MILVENT-2/25/04-Mia The Caswell Cove Condo Complex in Milford is having ventilation units installed today, to prevent further contamination from entering the buildings. ***see MCREADy story** Photo by Mia M Malafronte file;MIa0118d(4655)

MILVENT-2/25/04-Mia The Caswell Cove Condo Complex in Milford is having ventilation units installed today, to prevent further contamination from entering the buildings. ***see MCREADy story** Photo by Mia M Malafronte file;MIa0118d(4655)

MILFORD — Plans to add 44 units at Caswell Cove Condominiums is on hold, at least for now.

The developers are seeking to expand the complex, bringing the total number of condos to 248, with an additional 107 parking spaces. The Planning and Zoning Board, at its meeting Tuesday, tabled the application in order to examine newly submitted information.

Attorney Stephen Bellis, representing Primrose Companies, LLC, developer of the proposed units, said the local board approved 300 units for Caswell Cove in 1987.

“When you have a special permit recorded on the land records, it runs with the land, meaning it is still valid until today,” said Bellis, adding that the final approved site plan for Casewell Cove was in 1989, which allowed for 264 units.

“In Feb. 1992, the final analysis was there were 168 units that were not built and were still available to be built,” said Bellis. “That letter also stated that if there was going to be any changes to those 168 units we should come back to the Planning and Zoning Board.”

Bellis said Primrose is requesting 44 units, not the 168 that was approved.

“This will be the final phase of the Caswell Cove Condominium Association,” Bellis added.

Bellis told Hearst Connecticut Media that this application is an amendment to a special permit so it is a permitted use, and the environmental report showed no negative impact on the Housatonic River.

Jeffery Gordon, environmental planner and landscape architect working on the project, said the build-out of 44 two-bedroom units included 1,800 square feet of living area in each, and eight of the units are going to be considered accessible units.

“This is a market-rate development, not an affordable housing development,” he said. “But it does make use of a new statute the substitute house bill that was looking to make market-rate housing a little bit more affordable, but not qualifying as affordable.”

Due to the nature of the project being alongside the Housatonic River, Gordon said the project would handle runoff in three different ways.

“We are handling it with some infiltrators, water quality structures that separate grits and the sands and the oils based on the state requirements and the bio-filtration which is going to pick up some of the runoff and especially pick up the snowmelt,” he said.

State Rep.
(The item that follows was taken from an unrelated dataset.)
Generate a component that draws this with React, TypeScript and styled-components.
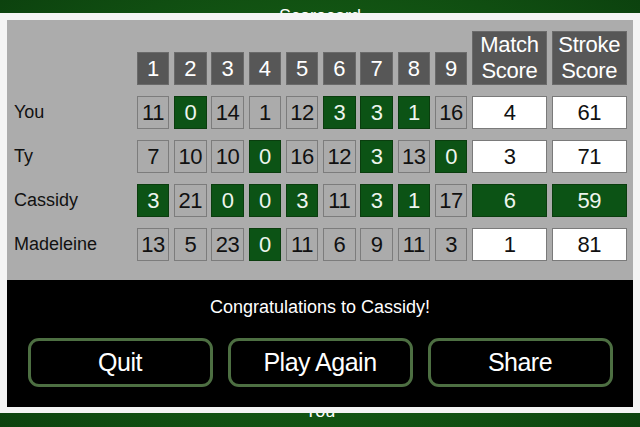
import React from "react";
import styled, { createGlobalStyle } from "styled-components";

const Global = createGlobalStyle`
  html, body { margin: 0; padding: 0; }
  body {
    width: 640px;
    height: 427px;
    overflow: hidden;
    font-family: "Liberation Sans", Arial, sans-serif;
  }
`;

const Screen = styled.div`
  position: relative;
  width: 640px;
  height: 427px;
  overflow: hidden;
  background: radial-gradient(ellipse at center, #1c6b1c 0%, #145a14 55%, #0c420e 100%);
  display: flex;
  flex-direction: column;
  justify-content: space-between;
  align-items: center;
`;

const BackTitle = styled.div`
  color: #ffffff;
  font-size: 18px;
  line-height: 18px;
  margin-top: 7px;
`;

const BackFooter = styled.div`
  color: #ffffff;
  font-size: 18px;
  line-height: 18px;
  margin-bottom: 7px;
`;

const Modal = styled.div`
  position: absolute;
  left: 0;
  top: 13px;
  width: 640px;
  height: 400px;
  box-sizing: border-box;
  background: #f4f4f4;
  padding: 7px 7px 6px 7px;
  display: flex;
  flex-direction: column;
`;

const Panel = styled.div`
  height: 260px;
  box-sizing: border-box;
  background: #acacac;
  padding-top: 11px;
  display: grid;
  grid-template-columns: 125px repeat(9, 32.5px) 75px 75px;
  grid-auto-rows: 33px;
  grid-template-rows: 54px;
  column-gap: 4.75px;
  row-gap: 11px;
  align-items: end;
`;

const Blank = styled.div``;

const Head = styled.div<{ $tall?: boolean }>`
  background: #575757;
  border: 1px solid #6a6a6a;
  box-sizing: border-box;
  height: ${(p) => (p.$tall ? "54px" : "33px")};
  color: #ffffff;
  font-size: 22px;
  line-height: 26px;
  display: flex;
  align-items: center;
  justify-content: center;
  text-align: center;
  letter-spacing: -0.3px;
`;

const Name = styled.div`
  align-self: center;
  padding-left: 7px;
  font-size: 18px;
  color: #111;
`;

type Kind = "plain" | "win" | "white";

const Cell = styled.div<{ $kind: Kind }>`
  box-sizing: border-box;
  height: 33px;
  border: 1.5px solid
    ${(p) => (p.$kind === "win" ? "#0a3d0e" : p.$kind === "white" ? "#7a7a7a" : "#7c7c7c")};
  background: ${(p) =>
    p.$kind === "win" ? "#0c5315" : p.$kind === "white" ? "#ffffff" : "#ababab"};
  color: ${(p) => (p.$kind === "win" ? "#eef5ee" : "#111")};
  font-size: 22px;
  display: flex;
  align-items: center;
  justify-content: center;
  letter-spacing: -0.5px;
`;

const Bottom = styled.div`
  flex: 1;
  background: #000;
  display: flex;
  flex-direction: column;
  align-items: center;
`;

const Congrats = styled.div`
  color: #fff;
  font-size: 18px;
  margin-top: 17px;
  line-height: 20px;
`;

const Buttons = styled.div`
  display: flex;
  gap: 15px;
  margin-top: 21px;
`;

const Button = styled.button`
  width: 185px;
  height: 49px;
  box-sizing: border-box;
  background: #000;
  border: 3px solid #4d6f42;
  border-radius: 11px;
  color: #fff;
  font-family: "Liberation Sans", Arial, sans-serif;
  font-size: 25px;
  letter-spacing: -0.5px;
  display: flex;
  align-items: center;
  justify-content: center;
  padding: 0;
`;

type Row = { name: string; holes: [number, boolean][]; match: number; stroke: number; winner?: boolean };

const rows: Row[] = [
  {
    name: "You",
    holes: [[11, false], [0, true], [14, false], [1, false], [12, false], [3, true], [3, true], [1, true], [16, false]],
    match: 4,
    stroke: 61,
  },
  {
    name: "Ty",
    holes: [[7, false], [10, false], [10, false], [0, true], [16, false], [12, false], [3, true], [13, false], [0, true]],
    match: 3,
    stroke: 71,
  },
  {
    name: "Cassidy",
    holes: [[3, true], [21, false], [0, true], [0, true], [3, true], [11, false], [3, true], [1, true], [17, false]],
    match: 6,
    stroke: 59,
    winner: true,
  },
  {
    name: "Madeleine",
    holes: [[13, false], [5, false], [23, false], [0, true], [11, false], [6, false], [9, false], [11, false], [3, false]],
    match: 1,
    stroke: 81,
  },
];

export default function App() {
  return (
    <>
      <Global />
      <Screen>
        <BackTitle>Scorecard</BackTitle>
        <BackFooter>You</BackFooter>
        <Modal>
          <Panel>
            <Blank />
            {[1, 2, 3, 4, 5, 6, 7, 8, 9].map((h) => (
              <Head key={h}>{h}</Head>
            ))}
            <Head $tall>
              Match
              <br />
              Score
            </Head>
            <Head $tall>
              Stroke
              <br />
              Score
            </Head>
            {rows.map((r) => (
              <React.Fragment key={r.name}>
                <Name>{r.name}</Name>
                {r.holes.map(([v, w], i) => (
                  <Cell key={i} $kind={w ? "win" : "plain"}>
                    {v}
                  </Cell>
                ))}
                <Cell $kind={r.winner ? "win" : "white"}>{r.match}</Cell>
                <Cell $kind={r.winner ? "win" : "white"}>{r.stroke}</Cell>
              </React.Fragment>
            ))}
          </Panel>
          <Bottom>
            <Congrats>Congratulations to Cassidy!</Congrats>
            <Buttons>
              <Button>Quit</Button>
              <Button>Play Again</Button>
              <Button>Share</Button>
            </Buttons>
          </Bottom>
        </Modal>
      </Screen>
    </>
  );
}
Frank Smith, who represents the state House in which sits the Caswell Cove Condominiums Association, asked P&Z board members to further examine the application primarily to the environmental considerations of the riverside development.

“The 44-unit, three-level complex is higher in density and introduces almost two acres paved and permeable surface with potential runoff to the river,” he said.

Community members also spoke on the plan, with nine against, six in favor.

Robert Cole spoke against the expansion, criticizing “greedy developers” building developments at the cost of the community.

Lisa Tyron said the single half-mile driveway with nine or more speed bumps is insufficient to accommodate the additional cars from the 44 proposed new units.

One of the members who spoke in favor was Dorothy Bateman, former president of Caswell Cove Condominiums, who said 87 percent of the residents had been in favor of the new units, and to her knowledge, they were still in favor.